Now catching up on some items of theological interest in the news while I was away for August, I could not pass up mentioning this interesting story reported by Scott Sayare in the New York Times a few weeks ago. Subject: The "Madonna of the Bikers" festival in Porcaro, France. Something on the order of ten thousand came to have their motorcycles blessed at this event, held annually on the Feast of the Assumption. Sayare highlights the fascinating crossover of "sacred" and "profane" that the "pilgrimage" represents.
A video of the blessing of the bikes this year can be found here.
My first thought was of the medieval European feasts, described well in Charles Taylor's A Secular Age, in which cultural-ecclesial permission is given for a specified amount of time for prevailing social-religious rules to be inverted. (This is also the association that Rev.

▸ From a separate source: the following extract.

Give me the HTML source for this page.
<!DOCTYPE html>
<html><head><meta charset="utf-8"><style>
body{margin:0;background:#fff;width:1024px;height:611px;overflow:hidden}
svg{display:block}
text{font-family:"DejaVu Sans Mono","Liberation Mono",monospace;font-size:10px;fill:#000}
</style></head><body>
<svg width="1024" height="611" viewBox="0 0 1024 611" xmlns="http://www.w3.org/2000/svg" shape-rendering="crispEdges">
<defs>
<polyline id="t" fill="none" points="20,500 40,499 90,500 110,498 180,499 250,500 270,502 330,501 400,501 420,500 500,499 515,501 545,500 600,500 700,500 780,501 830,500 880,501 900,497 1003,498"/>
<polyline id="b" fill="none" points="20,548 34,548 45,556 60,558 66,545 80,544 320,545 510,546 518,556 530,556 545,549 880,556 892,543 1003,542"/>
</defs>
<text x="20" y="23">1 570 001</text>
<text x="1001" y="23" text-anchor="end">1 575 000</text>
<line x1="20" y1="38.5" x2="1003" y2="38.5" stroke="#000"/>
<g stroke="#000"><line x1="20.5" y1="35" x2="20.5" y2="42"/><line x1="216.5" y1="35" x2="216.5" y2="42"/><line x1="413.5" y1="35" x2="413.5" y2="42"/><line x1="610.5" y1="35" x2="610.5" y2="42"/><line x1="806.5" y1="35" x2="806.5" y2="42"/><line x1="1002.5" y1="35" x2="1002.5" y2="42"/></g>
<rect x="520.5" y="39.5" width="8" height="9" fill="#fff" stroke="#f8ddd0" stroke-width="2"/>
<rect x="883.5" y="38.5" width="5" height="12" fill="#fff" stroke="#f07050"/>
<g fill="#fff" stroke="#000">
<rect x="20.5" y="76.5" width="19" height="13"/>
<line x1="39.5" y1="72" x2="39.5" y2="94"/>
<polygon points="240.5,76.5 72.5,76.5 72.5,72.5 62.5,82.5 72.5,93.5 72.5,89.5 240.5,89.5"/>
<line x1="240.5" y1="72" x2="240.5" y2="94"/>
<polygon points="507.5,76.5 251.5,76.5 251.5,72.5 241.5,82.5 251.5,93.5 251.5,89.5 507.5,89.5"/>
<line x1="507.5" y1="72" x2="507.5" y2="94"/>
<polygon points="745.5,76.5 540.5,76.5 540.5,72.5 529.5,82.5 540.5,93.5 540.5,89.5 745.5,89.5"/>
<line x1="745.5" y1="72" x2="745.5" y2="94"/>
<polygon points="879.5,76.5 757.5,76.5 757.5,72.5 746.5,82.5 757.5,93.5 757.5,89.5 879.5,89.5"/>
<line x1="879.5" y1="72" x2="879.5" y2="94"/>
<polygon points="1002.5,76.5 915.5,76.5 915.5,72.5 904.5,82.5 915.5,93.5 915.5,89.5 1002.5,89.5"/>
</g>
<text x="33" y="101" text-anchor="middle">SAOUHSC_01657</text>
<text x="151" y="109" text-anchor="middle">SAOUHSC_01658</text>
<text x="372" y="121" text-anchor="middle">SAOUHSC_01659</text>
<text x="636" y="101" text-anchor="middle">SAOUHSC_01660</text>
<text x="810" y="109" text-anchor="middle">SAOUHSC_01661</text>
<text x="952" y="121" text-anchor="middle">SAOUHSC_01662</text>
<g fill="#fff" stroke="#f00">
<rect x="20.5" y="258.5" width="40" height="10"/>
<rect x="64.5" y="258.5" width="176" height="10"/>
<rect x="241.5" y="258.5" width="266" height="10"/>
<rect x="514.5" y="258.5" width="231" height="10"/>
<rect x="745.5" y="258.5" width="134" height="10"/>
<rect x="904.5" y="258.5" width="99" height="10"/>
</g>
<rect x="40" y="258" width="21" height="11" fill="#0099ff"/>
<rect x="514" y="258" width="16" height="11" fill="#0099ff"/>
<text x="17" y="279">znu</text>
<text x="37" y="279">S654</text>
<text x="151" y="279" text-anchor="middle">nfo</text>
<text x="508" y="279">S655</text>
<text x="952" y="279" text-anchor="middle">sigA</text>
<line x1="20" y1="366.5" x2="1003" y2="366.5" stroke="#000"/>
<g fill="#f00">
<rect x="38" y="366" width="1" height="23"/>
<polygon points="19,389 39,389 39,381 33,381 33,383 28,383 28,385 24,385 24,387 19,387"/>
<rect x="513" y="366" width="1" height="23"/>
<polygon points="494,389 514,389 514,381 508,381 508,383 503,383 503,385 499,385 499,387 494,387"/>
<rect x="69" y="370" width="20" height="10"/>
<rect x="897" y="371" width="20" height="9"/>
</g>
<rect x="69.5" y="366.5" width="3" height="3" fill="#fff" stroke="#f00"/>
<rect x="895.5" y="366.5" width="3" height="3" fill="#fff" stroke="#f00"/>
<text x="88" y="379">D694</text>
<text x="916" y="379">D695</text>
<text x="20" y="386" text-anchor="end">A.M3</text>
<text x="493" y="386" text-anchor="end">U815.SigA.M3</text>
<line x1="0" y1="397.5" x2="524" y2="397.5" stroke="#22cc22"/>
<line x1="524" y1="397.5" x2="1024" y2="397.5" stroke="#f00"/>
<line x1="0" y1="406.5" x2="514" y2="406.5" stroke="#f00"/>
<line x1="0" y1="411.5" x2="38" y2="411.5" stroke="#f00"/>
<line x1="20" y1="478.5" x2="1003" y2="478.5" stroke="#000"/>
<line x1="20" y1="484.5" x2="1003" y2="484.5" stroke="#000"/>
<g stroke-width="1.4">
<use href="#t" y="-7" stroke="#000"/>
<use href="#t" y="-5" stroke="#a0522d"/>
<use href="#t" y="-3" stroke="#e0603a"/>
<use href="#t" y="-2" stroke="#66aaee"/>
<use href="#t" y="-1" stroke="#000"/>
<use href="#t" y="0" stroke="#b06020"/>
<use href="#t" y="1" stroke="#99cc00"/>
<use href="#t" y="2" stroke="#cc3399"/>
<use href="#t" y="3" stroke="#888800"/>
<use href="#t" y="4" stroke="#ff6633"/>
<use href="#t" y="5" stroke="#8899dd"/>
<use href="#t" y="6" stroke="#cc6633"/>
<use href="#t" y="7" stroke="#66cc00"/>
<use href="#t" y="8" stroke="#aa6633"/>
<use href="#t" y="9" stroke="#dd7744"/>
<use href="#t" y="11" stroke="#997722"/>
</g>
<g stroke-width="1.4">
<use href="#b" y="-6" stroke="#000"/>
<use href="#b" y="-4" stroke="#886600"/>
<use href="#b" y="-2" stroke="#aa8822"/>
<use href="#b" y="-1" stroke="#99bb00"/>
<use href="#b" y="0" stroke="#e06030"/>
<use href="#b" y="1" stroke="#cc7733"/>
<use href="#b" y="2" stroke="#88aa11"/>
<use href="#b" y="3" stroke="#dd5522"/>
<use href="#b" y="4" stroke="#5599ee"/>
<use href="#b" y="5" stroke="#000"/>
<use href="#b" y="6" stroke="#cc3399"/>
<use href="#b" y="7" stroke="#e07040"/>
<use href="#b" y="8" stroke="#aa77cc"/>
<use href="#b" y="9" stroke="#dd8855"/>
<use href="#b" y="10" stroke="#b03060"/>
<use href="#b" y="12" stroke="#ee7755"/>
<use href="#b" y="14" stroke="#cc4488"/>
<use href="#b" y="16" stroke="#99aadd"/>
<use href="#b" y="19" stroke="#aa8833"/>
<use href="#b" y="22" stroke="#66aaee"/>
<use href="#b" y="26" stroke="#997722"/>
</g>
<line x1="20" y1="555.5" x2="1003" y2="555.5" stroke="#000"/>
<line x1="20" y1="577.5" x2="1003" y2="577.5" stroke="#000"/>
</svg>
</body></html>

Rachel Mann, of the Church of England, recently made to metal concerts.) This analogy came to mind due to the display of socially transgressive behavior in the midst of a routinized religious space. (Although one difference from the medieval festivals would be the seeming lack of explicitly irreligious or antireligious sending-up in the "Madonna of the Bikers" event.) As Sayare reports, "Many came to pray, many to carouse, a surprising number to do both."
As an event at which two open-air masses are held, and holy water is sprinkled on rumbling Harleys on a weekend featuring the musical sensibilities of AC/DC and a tendency toward body modification and robust partying, Sayare also links to this French bishops' conference report about the festival, an indication of its recognition by official French Catholicism.

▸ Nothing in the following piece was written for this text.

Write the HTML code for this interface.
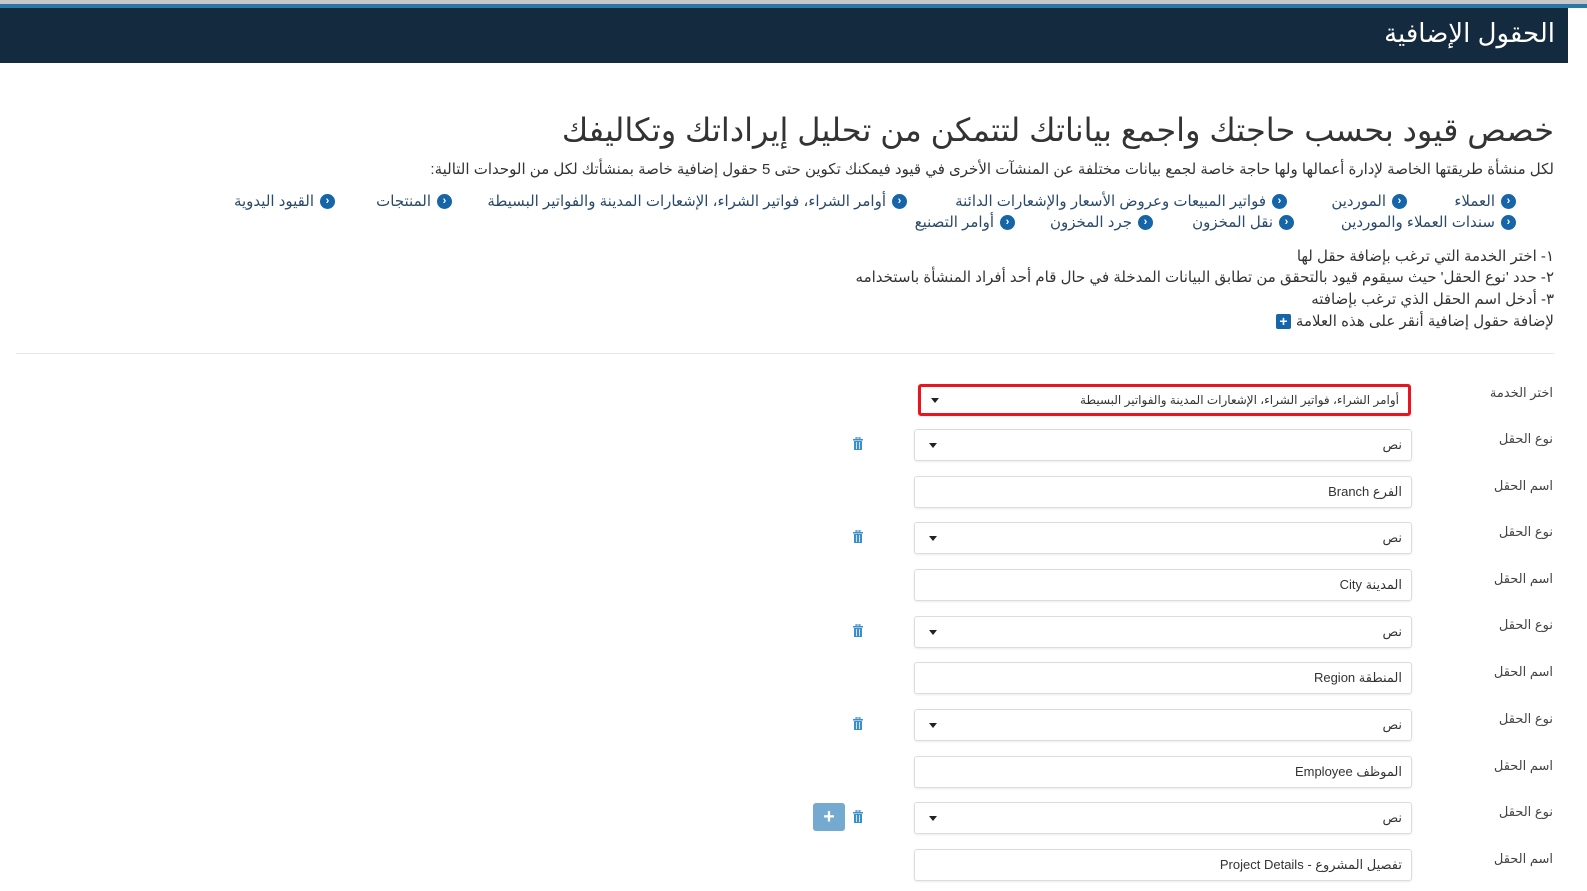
<!DOCTYPE html>
<html style="width:1587px;height:891px;overflow:hidden"><head><meta charset="utf-8"><style>
*{margin:0;padding:0;box-sizing:border-box}
html,body{width:1587px;height:891px;overflow:hidden;background:#fff}
body{font-family:"Liberation Sans","DejaVu Sans",sans-serif;color:#333}
#w{position:relative;width:1587px;height:891px;overflow:hidden;direction:rtl}
.a{position:absolute;white-space:nowrap}
.top1{left:0;top:0;width:1587px;height:4px;background:#c8c8c8}
.top2{left:0;top:4px;width:1587px;height:4px;background:#2878a8}
.bar{left:0;top:8px;width:1568px;height:55px;background:#142a3e}
.ttl{right:32px;top:18px;color:#fff;font-size:26px}
h1{position:absolute;right:33px;top:111px;font-size:32px;font-weight:normal;color:#333;white-space:nowrap}
.p{right:33px;font-size:15px;color:#333}
.lk{font-size:15px;color:#2a4a6b;display:flex;align-items:center;gap:6px}
.ic{width:15px;height:15px;border-radius:50%;background:#1565a8;color:#fff;font-size:11px;line-height:15px;text-align:center;font-weight:bold;display:inline-block}
.hr{left:16px;top:353px;width:1538px;height:1px;background:#e8e8e8}
.lb{right:34px;font-size:13px;color:#444}
.in{left:914px;width:498px;height:32px;border:1px solid #dcdcdc;border-radius:3px;box-shadow:0 1px 2px rgba(0,0,0,.08);font-size:13px;color:#333;padding-right:9px;line-height:30px;text-align:right}
.caret{position:absolute;left:14px;top:13px;width:0;height:0;border-left:4px solid transparent;border-right:4px solid transparent;border-top:5px solid #222}
.tr{left:852px;width:12px;height:13px}
.plus{left:813px;top:803px;width:32px;height:28px;background:#74aad0;border-radius:3px;color:#fff;font-size:20px;font-weight:bold;text-align:center;line-height:28px}
</style></head><body><div id="w">
<div class="a top1"></div><div class="a top2"></div><div class="a bar"></div>
<div class="a ttl">الحقول الإضافية</div>
<h1>خصص قيود بحسب حاجتك واجمع بياناتك لتتمكن من تحليل إيراداتك وتكاليفك</h1>
<div class="a p" style="top:160px">لكل منشأة طريقتها الخاصة لإدارة أعمالها ولها حاجة خاصة لجمع بيانات مختلفة عن المنشآت الأخرى في قيود فيمكنك تكوين حتى 5 حقول إضافية خاصة بمنشأتك لكل من الوحدات التالية:</div>

<div class="a lk" style="right:71px;top:192px"><span class="ic">‹</span>العملاء</div>
<div class="a lk" style="right:180px;top:192px"><span class="ic">‹</span>الموردين</div>
<div class="a lk" style="right:300px;top:192px"><span class="ic">‹</span>فواتير المبيعات وعروض الأسعار والإشعارات الدائنة</div>
<div class="a lk" style="right:680px;top:192px"><span class="ic">‹</span>أوامر الشراء، فواتير الشراء، الإشعارات المدينة والفواتير البسيطة</div>
<div class="a lk" style="right:1135px;top:192px"><span class="ic">‹</span>المنتجات</div>
<div class="a lk" style="right:1252px;top:192px"><span class="ic">‹</span>القيود اليدوية</div>
<div class="a lk" style="right:71px;top:213px"><span class="ic">‹</span>سندات العملاء والموردين</div>
<div class="a lk" style="right:293px;top:213px"><span class="ic">‹</span>نقل المخزون</div>
<div class="a lk" style="right:434px;top:213px"><span class="ic">‹</span>جرد المخزون</div>
<div class="a lk" style="right:572px;top:213px"><span class="ic">‹</span>أوامر التصنيع</div>

<div class="a p" style="top:247px">١- اختر الخدمة التي ترغب بإضافة حقل لها</div>
<div class="a p" style="top:268px">٢- حدد 'نوع الحقل' حيث سيقوم قيود بالتحقق من تطابق البيانات المدخلة في حال قام أحد أفراد المنشأة باستخدامه</div>
<div class="a p" style="top:290px">٣- أدخل اسم الحقل الذي ترغب بإضافته</div>
<div class="a p" style="top:312px;display:flex;align-items:center;gap:5px">لإضافة حقول إضافية أنقر على هذه العلامة <span style="display:inline-block;width:15px;height:15px;background:#1565a8;color:#fff;font-size:14px;line-height:15px;text-align:center;border-radius:2px;font-weight:bold">+</span></div>
<div class="a hr"></div>

<div class="a lb" style="top:385px">اختر الخدمة</div>
<div class="a in" style="top:384px;left:918px;width:493px;border:3px solid #e8141e;line-height:26px;font-size:12px">أوامر الشراء، فواتير الشراء، الإشعارات المدينة والفواتير البسيطة<span class="caret" style="left:10px;top:11px"></span></div>

<div class="a lb" style="top:431px">نوع الحقل</div>
<div class="a in" style="top:429px">نص<span class="caret"></span></div>
<svg class="a tr" style="top:437px" viewBox="0 0 12 13"><rect x="1" y="2" width="10" height="1.5" fill="#3d8fcc"/><rect x="4" y="0" width="4" height="2" fill="none" stroke="#3d8fcc"/><rect x="2" y="4" width="8" height="9" fill="#3d8fcc"/><rect x="4" y="5" width="1" height="7" fill="#cfe3f3"/><rect x="7" y="5" width="1" height="7" fill="#cfe3f3"/></svg>
<div class="a lb" style="top:478px">اسم الحقل</div>
<div class="a in" style="top:476px">الفرع Branch</div>

<div class="a lb" style="top:524px">نوع الحقل</div>
<div class="a in" style="top:522px">نص<span class="caret"></span></div>
<svg class="a tr" style="top:530px" viewBox="0 0 12 13"><rect x="1" y="2" width="10" height="1.5" fill="#3d8fcc"/><rect x="4" y="0" width="4" height="2" fill="none" stroke="#3d8fcc"/><rect x="2" y="4" width="8" height="9" fill="#3d8fcc"/><rect x="4" y="5" width="1" height="7" fill="#cfe3f3"/><rect x="7" y="5" width="1" height="7" fill="#cfe3f3"/></svg>
<div class="a lb" style="top:571px">اسم الحقل</div>
<div class="a in" style="top:569px">المدينة City</div>

<div class="a lb" style="top:617px">نوع الحقل</div>
<div class="a in" style="top:616px">نص<span class="caret"></span></div>
<svg class="a tr" style="top:624px" viewBox="0 0 12 13"><rect x="1" y="2" width="10" height="1.5" fill="#3d8fcc"/><rect x="4" y="0" width="4" height="2" fill="none" stroke="#3d8fcc"/><rect x="2" y="4" width="8" height="9" fill="#3d8fcc"/><rect x="4" y="5" width="1" height="7" fill="#cfe3f3"/><rect x="7" y="5" width="1" height="7" fill="#cfe3f3"/></svg>
<div class="a lb" style="top:664px">اسم الحقل</div>
<div class="a in" style="top:662px">المنطقة Region</div>

<div class="a lb" style="top:711px">نوع الحقل</div>
<div class="a in" style="top:709px">نص<span class="caret"></span></div>
<svg class="a tr" style="top:717px" viewBox="0 0 12 13"><rect x="1" y="2" width="10" height="1.5" fill="#3d8fcc"/><rect x="4" y="0" width="4" height="2" fill="none" stroke="#3d8fcc"/><rect x="2" y="4" width="8" height="9" fill="#3d8fcc"/><rect x="4" y="5" width="1" height="7" fill="#cfe3f3"/><rect x="7" y="5" width="1" height="7" fill="#cfe3f3"/></svg>
<div class="a lb" style="top:758px">اسم الحقل</div>
<div class="a in" style="top:756px">الموظف Employee</div>

<div class="a lb" style="top:804px">نوع الحقل</div>
<div class="a in" style="top:802px">نص<span class="caret"></span></div>
<svg class="a tr" style="top:810px" viewBox="0 0 12 13"><rect x="1" y="2" width="10" height="1.5" fill="#3d8fcc"/><rect x="4" y="0" width="4" height="2" fill="none" stroke="#3d8fcc"/><rect x="2" y="4" width="8" height="9" fill="#3d8fcc"/><rect x="4" y="5" width="1" height="7" fill="#cfe3f3"/><rect x="7" y="5" width="1" height="7" fill="#cfe3f3"/></svg>
<div class="a plus">+</div>
<div class="a lb" style="top:851px">اسم الحقل</div>
<div class="a in" style="top:849px">تفصيل المشروع - Project Details</div>
</div></body></html>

The presiding (and self-described) "biker-priest," Jean-Francois Audrain, is quoted as saying something quite subtle: "No one should leave here without having gotten what he really wanted out of it." I take such a statement as at once a pastorally wise spaciousness about the multiple motivations for attending such an event, and at the same time a theological claim about worthy desires presenting themselves precisely in those multiple motivations, desires known or unknown to the bikers themselves, but not separate from what the bikers really want. It reminds me of the important motif in Ignatius Loyola's Spiritual Exercises, regarding the courage to ask God for what one desires. What one "really wants" spiritually is precisely what should leave one unsatisfied until one has experienced "having gotten" it.
The "Madonna of the Bikers" event made me think of a story that Harvey Egan, SJ, told when I was a student in Fr. Egan's storied graduate seminar on the Jesuit theologian Karl Rahner at Boston College. Egan taught us Rahner's theology while embedding it in many memorable vignettes of his time with Rahner. Because I first heard this particular nugget over thirteen years ago, I recently contacted Fr. Egan to make sure my memory of this tale was correct. Fr. Egan, whose many expert and accessible theological writings on Rahner and the mystical tradition will be known by many America readers, confirmed that it was, and was gracious enough to re-narrate the story for me in writing. I share it here with his permission.
According to Fr. Egan: "I went to Innsbruck the summer after [Rahner]'s death. His secretary Frau Öggl told me about the motorcycle altar incident. Not long before [Rahner] died, he said Mass at the student residence almost adjacent to the SJ residence in Innsbruck. He was quite surprised to find an altar set up by two motorcycles and a plank. Yes, a covering for the board, some flowers, candles. Rahner gave a brief homily on the need to take one's personal freedom seriously. He fretted afterwards to his secretary if he had been 'too hard' on them. He had more than a distaste for those who blamed parents, family, society, Church for all their problems."
There is a lot on which one might comment in this vivid brief recounting. But most of all, I await the discovery and publication of the photograph that was hopefully taken at this impromptu mass. (If it's out there somewhere, please consider sharing it.)
Inspired by this image, and in the wake of the massive success of the "Madonna of the Bikers" festivals, I am thinking of Steppenwolf's "Born to Be Wild" heard alongside, and interleaved with, a reading of Foundations of Christian Faith. There is still theology to be generated between the wheels that might yet speak to those who "really want it" today.